Code that builds pages:
------

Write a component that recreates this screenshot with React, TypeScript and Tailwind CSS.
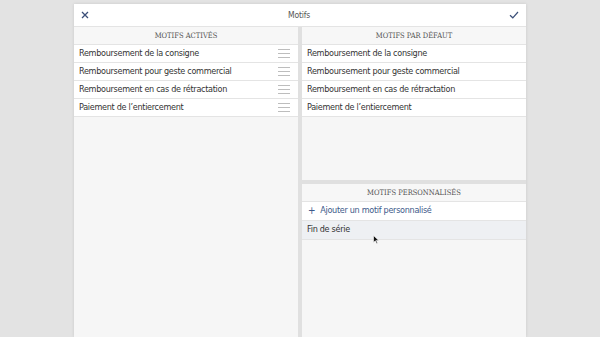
import React from 'react';

// Motifs editor: active reasons on the left, default + custom reasons on the right
const activeMotifs = [
  'Remboursement de la consigne',
  'Remboursement pour geste commercial',
  'Remboursement en cas de rétractation',
  'Paiement de l’entiercement',
];

const defaultMotifs = [...activeMotifs];

const rowFont = { fontFamily: '"DejaVu Sans Condensed", "Liberation Sans", sans-serif' };
const headFont = { fontFamily: '"DejaVu Serif Condensed", "DejaVu Serif", serif' };

function SectionHeader({ title }: { title: string }) {
  return (
    <div
      className="h-[18px] flex items-center justify-center bg-[#f7f7f7] border-b border-[#e4e4e4] text-[7.5px] text-[#555] uppercase"
      style={headFont}
    >
      {title}
    </div>
  );
}

function Handle() {
  return (
    <svg width="12" height="9" viewBox="0 0 12 9" className="shrink-0">
      <path d="M0 0.5h12M0 4.5h12M0 8.5h12" stroke="#bdbdbd" strokeWidth="1" />
    </svg>
  );
}

function Row({ label, handle }: { label: string; handle?: boolean }) {
  return (
    <div
      className="h-[18px] flex items-center justify-between bg-white border-b border-[#e4e4e4] pl-[5px] pr-[8px] text-[9px] tracking-[-0.3px] text-[#333]"
      style={rowFont}
    >
      <span>{label}</span>
      {handle && <Handle />}
    </div>
  );
}

export default function App() {
  return (
    <div className="h-[337px] w-[600px] overflow-hidden bg-[#e3e3e3] pl-[74px] pr-[74px] pt-[4px]">
      <div className="h-full bg-white flex flex-col shadow-[0_0_3px_rgba(0,0,0,0.12)]">
        {/* Header */}
        <div className="h-[23px] flex items-center justify-between px-[7px] border-b border-[#e4e4e4]">
          <svg width="8" height="8" viewBox="0 0 8 8">
            <path d="M1 1l6 6M7 1l-6 6" stroke="#3b4f78" strokeWidth="1.3" />
          </svg>
          <span className="text-[8.5px] tracking-[-0.2px] text-[#555]" style={rowFont}>Motifs</span>
          <svg width="10" height="8" viewBox="0 0 10 8">
            <path d="M1 4.2l2.8 2.6L9 1" fill="none" stroke="#3b4f78" strokeWidth="1.2" />
          </svg>
        </div>

        {/* Body */}
        <div className="flex-1 flex gap-[4px] bg-[#e0e0e0]">
          <div className="w-[224px] flex flex-col bg-[#f6f6f6]">
            <SectionHeader title="Motifs activés" />
            {activeMotifs.map((m) => (
              <Row key={m} label={m} handle />
            ))}
          </div>

          <div className="flex-1 flex flex-col gap-[4px]">
            <div className="h-[153px] flex flex-col bg-[#f6f6f6]">
              <SectionHeader title="Motifs par défaut" />
              {defaultMotifs.map((m) => (
                <Row key={m} label={m} />
              ))}
            </div>

            <div className="flex-1 flex flex-col bg-[#f6f6f6] relative">
              <SectionHeader title="Motifs personnalisés" />
              <div
                className="h-[19px] flex items-center gap-[5px] bg-white border-b border-[#e4e4e4] pl-[6px] text-[9px] tracking-[-0.3px] text-[#3d5a8a]"
                style={rowFont}
              >
                <span className="text-[10px] leading-none">+</span>
                <span>Ajouter un motif personnalisé</span>
              </div>
              <div
                className="h-[19px] flex items-center bg-[#eef0f3] border-b border-[#e4e4e4] pl-[5px] text-[9px] tracking-[-0.3px] text-[#333] font-medium"
                style={rowFont}
              >
                Fin de série
              </div>
              {/* mouse pointer */}
              <svg width="6" height="9" viewBox="0 0 6 9" className="absolute left-[71px] top-[51px]">
                <path d="M0.5 0.5v7l1.8-1.7 1.3 2.7 1-0.5-1.3-2.6h2.4z" fill="#111" stroke="#fff" strokeWidth="0.6" />
              </svg>
            </div>
          </div>
        </div>
      </div>
    </div>
  );
}
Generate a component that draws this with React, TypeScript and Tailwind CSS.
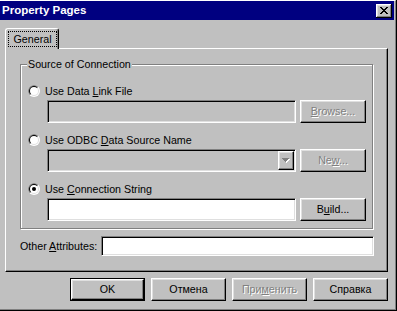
import React from "react";

const raised =
  "border border-t-white border-l-white border-r-black border-b-black shadow-[inset_-1px_-1px_#808080,inset_1px_1px_#dfdfdf]";
const sunken =
  "border border-t-[#808080] border-l-[#808080] border-r-white border-b-white shadow-[inset_1px_1px_#000,inset_-1px_-1px_#dfdfdf]";

function Radio({ checked }: { checked?: boolean }) {
  return (
    <svg width="12" height="12" viewBox="0 0 12 12" className="shrink-0">
      <circle cx="6" cy="6" r="6" fill="#fff" />
      <path d="M1.757 10.243 A6 6 0 0 1 10.243 1.757 Z" fill="#808080" />
      <circle cx="6" cy="6" r="5" fill="#dfdfdf" />
      <path d="M2.464 9.536 A5 5 0 0 1 9.536 2.464 Z" fill="#000" />
      <circle cx="6" cy="6" r="4" fill="#fff" />
      {checked && <circle cx="6" cy="6" r="2" fill="#000" />}
    </svg>
  );
}

function CloseButton() {
  const x: [number, number, number][] = [
    [0, 0, 2], [6, 0, 2],
    [1, 1, 2], [5, 1, 2],
    [2, 2, 4],
    [3, 3, 2],
    [2, 4, 4],
    [1, 5, 2], [5, 5, 2],
    [0, 6, 2], [6, 6, 2],
  ];
  return (
    <svg
      width="16"
      height="14"
      viewBox="0 0 16 14"
      shapeRendering="crispEdges"
      className="block shrink-0 ml-auto mt-[3px]"
    >
      <rect x="0" y="0" width="16" height="14" fill="#c0c0c0" />
      <rect x="0" y="0" width="15" height="1" fill="#ffffff" />
      <rect x="0" y="0" width="1" height="13" fill="#ffffff" />
      <rect x="1" y="1" width="13" height="1" fill="#dfdfdf" />
      <rect x="1" y="1" width="1" height="11" fill="#dfdfdf" />
      <rect x="1" y="12" width="14" height="1" fill="#808080" />
      <rect x="14" y="1" width="1" height="12" fill="#808080" />
      <rect x="0" y="13" width="16" height="1" fill="#000000" />
      <rect x="15" y="0" width="1" height="14" fill="#000000" />
      {x.map(([px, py, w], i) => (
        <rect key={i} x={px + 4} y={py + 3} width={w} height={1} fill="#000000" />
      ))}
    </svg>
  );
}

function DownArrowDisabled() {
  const rows: [number, number, number][] = [
    [0, 0, 7],
    [1, 1, 5],
    [2, 2, 3],
    [3, 3, 1],
  ];
  return (
    <svg width="8" height="5" viewBox="0 0 8 5" shapeRendering="crispEdges" className="block shrink-0">
      {rows.map(([x, y, w], i) => (
        <rect key={"w" + i} x={x + 1} y={y + 1} width={w} height={1} fill="#fff" />
      ))}
      {rows.map(([x, y, w], i) => (
        <rect key={"g" + i} x={x} y={y} width={w} height={1} fill="#808080" />
      ))}
    </svg>
  );
}

function Btn({
  children,
  w,
  disabled,
  isDefault,
}: {
  children: React.ReactNode;
  w: string;
  disabled?: boolean;
  isDefault?: boolean;
}) {
  const text = disabled ? "text-[#808080] [text-shadow:1px_1px_0_#fff]" : "text-black";
  if (isDefault) {
    return (
      <div className={`${w} h-[23px] border border-black flex`}>
        <div className={`flex-1 ${raised} flex items-center justify-center ${text}`}>{children}</div>
      </div>
    );
  }
  return (
    <div className={`${w} h-[23px] ${raised} flex items-center justify-center ${text}`}>{children}</div>
  );
}

function Option({
  label,
  checked,
  first,
  field,
  button,
}: {
  label: React.ReactNode;
  checked?: boolean;
  first?: boolean;
  field: React.ReactNode;
  button: React.ReactNode;
}) {
  return (
    <div className={first ? "" : "mt-[11px]"}>
      <div className="flex items-center gap-[5px] h-[12px]">
        <Radio checked={checked} />
        <span className="leading-[13px]">{label}</span>
      </div>
      <div className="flex mt-[3px] ml-[19px] gap-[4px]">
        {field}
        {button}
      </div>
    </div>
  );
}

export default function App() {
  return (
    <div className="w-[397px] h-[311px] bg-[#c0c0c0] border-r border-b border-black text-black font-['Liberation_Sans',Arial,sans-serif] text-[10.7px] leading-none select-none overflow-hidden">
      <div className="h-full flex flex-col border-t border-r border-b border-t-white border-r-[#808080] border-b-[#808080] pr-px">
        {/* Title bar */}
        <div className="h-[19px] shrink-0 bg-[#000080] flex items-start pl-[2px] pr-[2px]">
          <span className="mt-[3px] font-bold text-white text-[11.5px] leading-[13px]">Property Pages</span>
          <CloseButton />
        </div>

        {/* Body */}
        <div className="flex-1 pl-[5px] pr-[6px] pt-[8px] flex flex-col">
          {/* Tab */}
          <div className="relative z-10 -mb-px w-[54px] h-[21px] bg-[#c0c0c0] border-t border-l border-r border-t-white border-l-white border-r-black rounded-t-[3px] shadow-[inset_-1px_0_#808080] flex items-start pt-[2px] pl-[2px]">
            <div className="w-[49px] h-[16px] border border-dotted border-black flex items-center justify-center">
              General
            </div>
          </div>

          {/* Panel */}
          <div className="w-[383px] h-[224px] border border-t-white border-l-white border-r-black border-b-black shadow-[inset_-1px_-1px_#808080] flex flex-col">
            {/* Group box */}
            <div className="relative ml-[14px] mt-[15px] w-[353px] h-[165px] border border-[#808080] shadow-[inset_1px_1px_#fff,1px_1px_#fff] pt-[20px] pl-[7px]">
              <span className="absolute left-[6px] top-[-7px] bg-[#c0c0c0] px-[1px] leading-[13px]">
                Source of Connection
              </span>

              <Option
                first
                label={
                  <>
                    Use Data <u>L</u>ink File
                  </>
                }
                field={<div className={`w-[249px] h-[23px] ${sunken} bg-[#c0c0c0]`} />}
                button={
                  <Btn w="w-[66px]" disabled>
                    <span>
                      <u>B</u>rowse...
                    </span>
                  </Btn>
                }
              />

              <Option
                label={
                  <>
                    Use ODBC <u>D</u>ata Source Name
                  </>
                }
                field={
                  <div className={`w-[249px] h-[23px] ${sunken} bg-[#c0c0c0] flex justify-end p-px`}>
                    <div className={`w-[16px] h-full ${raised} flex items-center justify-center`}>
                      <DownArrowDisabled />
                    </div>
                  </div>
                }
                button={
                  <Btn w="w-[66px]" disabled>
                    <span>
                      Ne<u>w</u>...
                    </span>
                  </Btn>
                }
              />

              <Option
                checked
                label={
                  <>
                    Use <u>C</u>onnection String
                  </>
                }
                field={<div className={`w-[249px] h-[23px] ${sunken} bg-white`} />}
                button={
                  <Btn w="w-[66px]">
                    <span>
                      B<u>u</u>ild...
                    </span>
                  </Btn>
                }
              />
            </div>

            {/* Other attributes */}
            <div className="mt-[7px] ml-[14px] w-[354px] flex items-center">
              <span className="leading-[13px]">
                Other <u>A</u>ttributes:
              </span>
              <div className={`ml-auto w-[273px] h-[20px] ${sunken} bg-white`} />
            </div>
          </div>

          {/* Dialog buttons */}
          <div className="mt-[6px] flex justify-end gap-[6px]">
            <Btn w="w-[75px]" isDefault>
              OK
            </Btn>
            <Btn w="w-[75px]">Отмена</Btn>
            <Btn w="w-[75px]" disabled>
              <span>
                При<u>м</u>енить
              </span>
            </Btn>
            <Btn w="w-[75px]">Справка</Btn>
          </div>
        </div>
      </div>
    </div>
  );
}
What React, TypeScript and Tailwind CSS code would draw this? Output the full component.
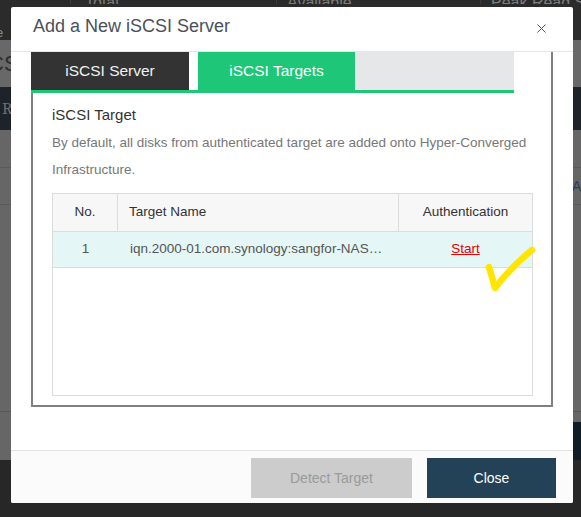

------

| TO DO |
Write down every line from the opening of the listing to the line with "import React from 'react';", both included, and nothing else; the pictures are omitted.

| WRITTEN SOLUTION |
Write a component that recreates this screenshot with React, TypeScript and Tailwind CSS.
import React from 'react';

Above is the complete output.